競争率6倍弱の大激戦、「地域中核・特色ある研究大学」採択12件の中身
神戸大・広島大・東京芸大など
国際卓越研究大学に次ぐ研究大学を育てる文部科学省「地域中核・特色ある研究大学強化促進事業」(J―PEAKS)の初回、2023年度の採択12件が決まった。神戸大学と広島大学、慶応義塾大学と沖縄科学技術大学院大学(OIST)は相互に連携大学を務め、両案とも採択された。アートと科学技術の融合を掲げる東京芸術大学も入った。競争率6倍弱の大激戦、不採択大学は24年度の再挑戦も可能だ。しかし国際卓越研究大学制度からくら替え申請する大学も想定され、複雑さが増してきそうだ。(編集委員・山本佳世子)
八ケ岳のように研究大学群が競い合う呼称であるJ―PEAKSは、文部科学省の設計による研究システム改革事業で、日本学術振興会が基金で実施する。目的は研究の卓越性に加え、スタートアップなどイノベーション創出、地域課題解決だ。
5年間の支援で、1件当たりの最大経費は研究力向上の人材雇用(戦略企画や技術支援が中心、研究者も可)に25億円。研究機器やデジタル変革(DX)など設備の整備に30億円と破格だ。
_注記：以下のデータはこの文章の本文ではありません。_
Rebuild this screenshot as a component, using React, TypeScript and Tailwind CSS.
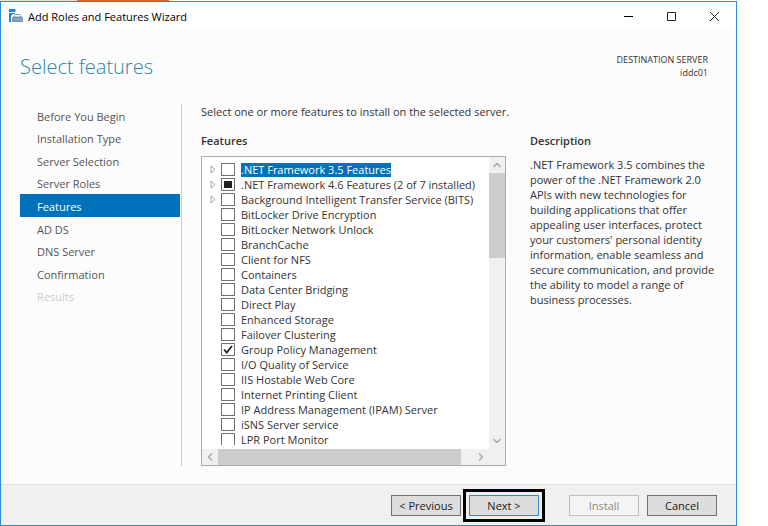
import { ChevronDown, ChevronLeft, ChevronRight, ChevronUp } from "lucide-react";
import * as React from "react";
import { clsx } from "clsx";

type CheckState = "off" | "on" | "partial";

interface Feature {
  name: string;
  state?: CheckState;
  expandable?: boolean;
}

const steps = [
  "Before You Begin",
  "Installation Type",
  "Server Selection",
  "Server Roles",
  "Features",
  "AD DS",
  "DNS Server",
  "Confirmation",
  "Results",
];

const initialFeatures: Feature[] = [
  { name: ".NET Framework 3.5 Features", expandable: true },
  {
    name: ".NET Framework 4.6 Features (2 of 7 installed)",
    expandable: true,
    state: "partial",
  },
  {
    name: "Background Intelligent Transfer Service (BITS)",
    expandable: true,
  },
  { name: "BitLocker Drive Encryption" },
  { name: "BitLocker Network Unlock" },
  { name: "BranchCache" },
  { name: "Client for NFS" },
  { name: "Containers" },
  { name: "Data Center Bridging" },
  { name: "Direct Play" },
  { name: "Enhanced Storage" },
  { name: "Failover Clustering" },
  { name: "Group Policy Management", state: "on" },
  { name: "I/O Quality of Service" },
  { name: "IIS Hostable Web Core" },
  { name: "Internet Printing Client" },
  { name: "IP Address Management (IPAM) Server" },
  { name: "iSNS Server service" },
  { name: "LPR Port Monitor" },
];

const WizardIcon = () => (
  <svg width="14" height="14" viewBox="0 0 14 14" aria-hidden="true">
    <path d="M0 0h6.5v3H0zM0 4h6v1H4L2 7v6H0z" fill="#1e88d8" />
    <path d="M5.5 8V6.5L6.5 5.5h4l1 1V8" fill="none" stroke="#6f8798" />
    <path d="M4 7.5h9l1 1V13H3V8.5z" fill="#7f97a8" />
    <path d="M3 10h4.5v1h2v-1H14" fill="none" stroke="#a9b9c4" strokeWidth=".7" />
  </svg>
);

const TitleBar = () => (
  <header className="flex h-7 items-center bg-white pl-2 text-black">
    <WizardIcon />
    <h1 className="ml-[5px] flex-1">Add Roles and Features Wizard</h1>
    <button aria-label="Minimize" className="flex w-[43px] justify-center">
      <svg width="11" height="11" viewBox="0 0 11 11">
        <path d="M1 5.5h9" stroke="#000" />
      </svg>
    </button>
    <button aria-label="Maximize" className="flex w-[43px] justify-center">
      <svg width="11" height="11" viewBox="0 0 11 11">
        <path d="M1.5 1.5h8v8h-8z" fill="none" stroke="#222" />
      </svg>
    </button>
    <button aria-label="Close" className="flex w-[43px] justify-center">
      <svg width="11" height="11" viewBox="0 0 11 11">
        <path d="M1 1l9 9M10 1l-9 9" stroke="#222" />
      </svg>
    </button>
  </header>
);

interface FeatureRowProps {
  feature: Feature;
  selected: boolean;
  onToggle: () => void;
}

const FeatureRow = ({ feature, selected, onToggle }: FeatureRowProps) => {
  const state = feature.state ?? "off";

  return (
    <li className="flex h-[15px] items-center">
      <span className="flex w-[19px] pl-2">
        {feature.expandable && (
          <svg width="6" height="9" viewBox="0 0 6 9" aria-hidden="true">
            <path d="M1 1l4 3.5L1 8z" fill="none" stroke="#a6a6a6" />
          </svg>
        )}
      </span>
      <label className="flex items-center whitespace-nowrap">
        <span className="grid place-items-center">
          <input
            type="checkbox"
            checked={state === "on"}
            onChange={onToggle}
            className="col-start-1 row-start-1 h-[13px] w-3.5 appearance-none border border-[#707070] bg-white"
          />
          {state === "partial" && (
            <span className="pointer-events-none col-start-1 row-start-1 h-[7px] w-2 bg-[#212121]" />
          )}
          {state === "on" && (
            <svg
              width="10"
              height="9"
              viewBox="0 0 10 9"
              className="pointer-events-none col-start-1 row-start-1"
            >
              <path
                d="M1 4.5L3.7 7.5L9 1"
                fill="none"
                stroke="#212121"
                strokeWidth="1.8"
              />
            </svg>
          )}
        </span>
        <span
          className={clsx(
            "ml-1.5 leading-[14px]",
            selected && "bg-[#0072bc] text-white"
          )}
        >
          {feature.name}
        </span>
      </label>
    </li>
  );
};

const FeatureList = () => {
  const [features, setFeatures] = React.useState(initialFeatures);

  const toggle = (name: string) => {
    setFeatures((list) =>
      list.map((f) =>
        f.name === name ? { ...f, state: f.state === "on" ? "off" : "on" } : f
      )
    );
  };

  return (
    <div className="flex flex-1 flex-col border border-[#acacac] bg-white">
      <div className="flex flex-1">
        <ul className="mt-[5px] mb-1 h-[283px] flex-1 overflow-hidden">
          {features.map((feature, i) => (
            <FeatureRow
              key={feature.name}
              feature={feature}
              selected={i === 0}
              onToggle={() => toggle(feature.name)}
            />
          ))}
        </ul>
        <div className="flex w-4 flex-col items-center bg-[#f0f0f0]">
          <button aria-label="Scroll up" className="py-0.5">
            <ChevronUp size={12} strokeWidth={3} color="#a0a0a0" />
          </button>
          <div className="h-[85px] w-full bg-[#cdcdcd]" />
          <div className="flex-1" />
          <button aria-label="Scroll down" className="py-0.5">
            <ChevronDown size={12} strokeWidth={3} color="#a8a8a8" />
          </button>
        </div>
      </div>
      <div className="flex h-4 items-center bg-[#f0f0f0] pr-4">
        <button aria-label="Scroll left" className="px-0.5">
          <ChevronLeft size={12} strokeWidth={3} color="#a8a8a8" />
        </button>
        <div className="h-full flex-1 bg-[#cdcdcd]" />
        <button aria-label="Scroll right" className="pr-0.5 pl-3.5">
          <ChevronRight size={12} strokeWidth={3} color="#a8a8a8" />
        </button>
      </div>
    </div>
  );
};

const buttonClass =
  "h-[21px] w-[70px] border border-[#707070] bg-[#dddddd] leading-none text-[#1a1a1a]";

export default function App() {
  return (
    <div className="flex min-h-screen flex-col bg-white pr-[31px] font-['Open_Sans','Noto_Sans',sans-serif] text-[11px] leading-[15px] text-[#333]">
      <div className="flex h-px">
        <div className="w-[77px] bg-[#e4e4e4]" />
        <div className="w-[92px] bg-[#e8642c]" />
      </div>
      <div className="flex flex-1 flex-col border border-[#2b8bd8] bg-[#fcfcfc]">
        <TitleBar />

        <div className="flex h-[74px] justify-between pr-7 pl-[19px]">
          <h2 className="pt-[21px] text-[20px] leading-8 font-light text-[#2a86a4]">
            Select features
          </h2>
          <div className="pt-[23px] text-right text-[9px] leading-[13px]">
            <p>DESTINATION SERVER</p>
            <p>iddc01</p>
          </div>
        </div>

        <main className="flex flex-1 pr-[18px] pb-[18px] pl-[19px]">
          <nav className="w-[162px] border-r border-[#cccccc] pr-px">
            <ul className="grid h-[203px] auto-rows-fr">
              {steps.map((step) => (
                <li key={step} className="flex">
                  <a
                    href="#"
                    aria-current={step === "Features" ? "step" : undefined}
                    className={clsx(
                      "flex flex-1 items-center pt-0.5 pl-[17px]",
                      step === "Features" && "bg-[#0072bc] text-white",
                      step === "Results" && "text-[#cccccc]",
                      step !== "Features" &&
                        step !== "Results" &&
                        "text-[#555]"
                    )}
                  >
                    {step}
                  </a>
                </li>
              ))}
            </ul>
          </nav>

          <section className="ml-[19px] flex flex-1 flex-col">
            <p>Select one or more features to install on the selected server.</p>
            <div className="mt-3.5 flex flex-1 gap-6">
              <div className="flex flex-1 flex-col gap-2">
                <h3 className="font-semibold">Features</h3>
                <FeatureList />
              </div>
              <div className="w-[188px]">
                <h3 className="font-semibold">Description</h3>
                <p className="mt-[9px]">
                  .NET Framework 3.5 combines the power of the .NET Framework
                  2.0 APIs with new technologies for building applications that
                  offer appealing user interfaces, protect your customers'
                  personal identity information, enable seamless and secure
                  communication, and provide the ability to model a range of
                  business processes.
                </p>
              </div>
            </div>
          </section>
        </main>

        <footer className="flex h-[41px] items-center justify-end border-t border-[#dfdfdf] bg-[#f0f0f0] pr-[19px]">
          <button className={buttonClass}>&lt; Previous</button>
          <div className="ml-0.5 border-[3px] border-black p-[3px]">
            <button className="h-[21px] w-[70px] border border-[#2b8bd8] bg-[#dddddd] leading-none text-[#1a1a1a]">
              Next &gt;
            </button>
          </div>
          <button
            disabled
            className="ml-6 h-[21px] w-[70px] border border-[#bfbfbf] bg-[#f4f4f4] leading-none text-[#8a8a8a]"
          >
            Install
          </button>
          <button className={clsx(buttonClass, "ml-2")}>Cancel</button>
        </footer>
      </div>
    </div>
  );
}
申請が69件に膨れる中、「(23、24年度で)計25件程度」の枠は結局、23年度に半分が使われて国立9、公立1、私立2となった。中堅私立総合大学の応募も多く、「研究システムの戦略的な改革を広く考える機会になった」(文科省の産業連携・地域振興課)と波及効果は高い。
ポイントの一つは大学間連携だ。バイオものづくりの神戸大、半導体・超物質の広島大は互いを補完・強化する理想の体制になる。慶大はOISTのバイオ・量子と連携したシミュレーションを開発。逆に日本と世界をつなぐOISTの日本側ネットワークを、慶大が支えるとみられる。
一方で持続的な食料生産システムの構築に取り組む北海道大学や世界の水問題に挑む信州大学の提案は、予算配分なしで参画する大学は多いが、密接に連携する大学はない。研究大学の“連峰”構築にふさわしい多様な戦略が後押しされることになる。
「採択が12件とは…」。申請・不採択となった大学幹部の一人は、後に続く言葉が出ない。23年度に加え、24年度の厳しさをうかがわせるからだ。
J―PEAKSの枠は残り13件程度と算出できる。しかし国際卓越に申請するも認定候補にならなかった9件のうち、それなりの数の大学が狙いをJ―PEAKSに変更すると見られている。枠はそれを踏まえて残されたはずだ。となるとJ―PEAKSで再挑戦する場合は、複数の国際卓越クラスの大学と激しく競うことになる。
プランの軽い手直しでは済まないだろう。研究力強化の2大事業は24年度も引き続き、多くの大学の関心ごととなりそうだ。